The dossier alleged that Page and Sechin discussed a possible brokerage stake in the sale of Rosneft if he could sway a future Trump administration regarding U.S. sanctions against Russia. Page has denied ever meeting Sechin, and the IG report said the FBI did not have evidence to contradict that. The Steele source showed the FBI a text message from one of their sub-sources regarding Sechin and Page that was the basis for the claims in the dossier. According to the IG report, the text message made no mention of a bribe.
Case Agent 1 did not include any of the information in the Page FISA application, or the Woods File, according to Horowitz.
Stuart Evans, who served as deputy assistant attorney general in the DOJ’s national security division, told the IG that department lawyers might have reevaluated whether to continue surveillance against Page if they had known the information about Steele’s source.
Regarding the comments from Steele’s source, the agent told the IG that it “did not occur” to him that they contradicted the dossier.
The agent received other information that called the credibility of Steele’s information into question. It, too, was not disclosed in the FISA materials.
According to the report, the agent received information prior to submitting the initial FISA application on Oct. 21, 2016, that Steele told an FBI team in early October 2016 that a sub-source for his primary source was a “boaster” and “embellisher.”
The sub-source, identified as Person 1 in the IG report, was believed to be the source for numerous allegations in the dossier, including about Page.
The agent reviewed the information prior to the submission of the FISA application, but left it out.

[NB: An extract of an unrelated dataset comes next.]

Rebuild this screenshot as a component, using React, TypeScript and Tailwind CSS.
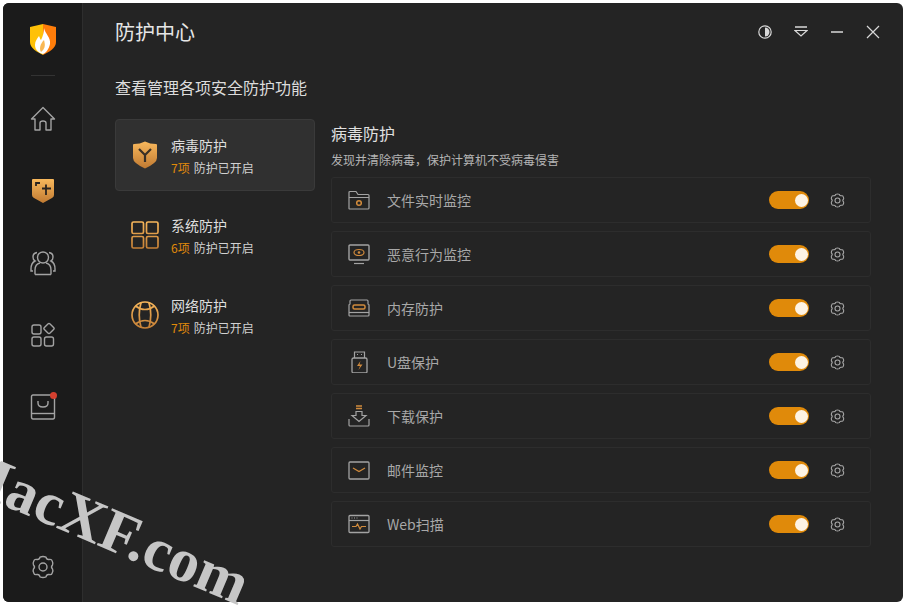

Case Agent 1 and one of his supervisors also received an email on Nov. 18, 2016 from an FBI liaison to the State Department regarding a meeting that Steele had with a State Department official on Oct. 11, 2016. According to the email, the State Department official, Kathleen Kavalec, has shared inaccurate information about Russians using the Russian consulate in Miami to run operations targeting the U.S. elections. Kavalec noted that Russia does not have a consulate in Miami.